- **Goal**
Leaving out the pictures, retype the lines from the beginning of the listing through the line containing "const navItems = ['학생', '과목', '시간표', '사용법'];".

- **Data block**

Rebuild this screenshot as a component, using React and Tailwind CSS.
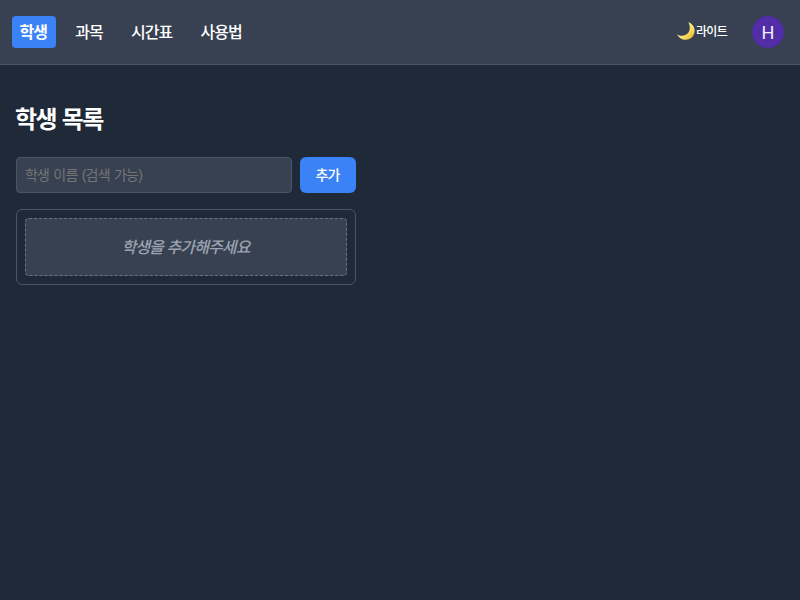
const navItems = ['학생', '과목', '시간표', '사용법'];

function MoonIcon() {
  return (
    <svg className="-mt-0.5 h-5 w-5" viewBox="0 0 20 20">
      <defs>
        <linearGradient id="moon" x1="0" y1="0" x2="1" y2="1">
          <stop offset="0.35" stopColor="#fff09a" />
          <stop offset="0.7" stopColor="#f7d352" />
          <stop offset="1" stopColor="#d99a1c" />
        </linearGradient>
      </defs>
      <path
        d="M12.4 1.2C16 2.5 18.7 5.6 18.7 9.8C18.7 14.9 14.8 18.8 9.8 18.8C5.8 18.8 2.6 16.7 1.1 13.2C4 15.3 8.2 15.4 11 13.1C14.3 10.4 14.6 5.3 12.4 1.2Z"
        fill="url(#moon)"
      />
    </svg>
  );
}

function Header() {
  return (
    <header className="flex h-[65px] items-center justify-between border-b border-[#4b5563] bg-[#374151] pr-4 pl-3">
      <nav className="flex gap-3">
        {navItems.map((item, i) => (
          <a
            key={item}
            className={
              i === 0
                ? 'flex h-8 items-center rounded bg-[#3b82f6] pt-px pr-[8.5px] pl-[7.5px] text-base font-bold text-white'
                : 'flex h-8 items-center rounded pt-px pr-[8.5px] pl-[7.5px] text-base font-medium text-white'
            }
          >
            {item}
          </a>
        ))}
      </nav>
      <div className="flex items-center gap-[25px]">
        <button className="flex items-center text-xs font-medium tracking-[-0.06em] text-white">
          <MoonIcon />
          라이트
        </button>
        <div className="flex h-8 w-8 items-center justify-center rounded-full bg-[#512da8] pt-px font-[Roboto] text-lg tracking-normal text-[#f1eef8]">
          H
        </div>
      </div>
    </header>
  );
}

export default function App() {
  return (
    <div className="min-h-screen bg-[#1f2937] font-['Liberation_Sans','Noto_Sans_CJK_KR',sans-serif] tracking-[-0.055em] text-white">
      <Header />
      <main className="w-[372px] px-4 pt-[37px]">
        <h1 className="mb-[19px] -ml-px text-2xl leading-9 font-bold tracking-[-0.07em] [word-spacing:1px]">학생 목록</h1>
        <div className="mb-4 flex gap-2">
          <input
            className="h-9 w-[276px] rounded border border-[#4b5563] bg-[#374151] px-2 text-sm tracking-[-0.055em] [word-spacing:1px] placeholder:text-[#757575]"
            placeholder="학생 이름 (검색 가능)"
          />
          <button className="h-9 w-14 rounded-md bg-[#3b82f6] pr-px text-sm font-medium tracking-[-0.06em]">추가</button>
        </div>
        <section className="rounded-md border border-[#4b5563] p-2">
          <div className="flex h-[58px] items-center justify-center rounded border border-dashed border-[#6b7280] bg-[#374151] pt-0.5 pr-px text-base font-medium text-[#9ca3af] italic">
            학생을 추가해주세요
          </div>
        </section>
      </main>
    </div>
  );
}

- **Result for this exercise**
Rebuild this screenshot as a component, using React and Tailwind CSS.
const navItems = ['학생', '과목', '시간표', '사용법'];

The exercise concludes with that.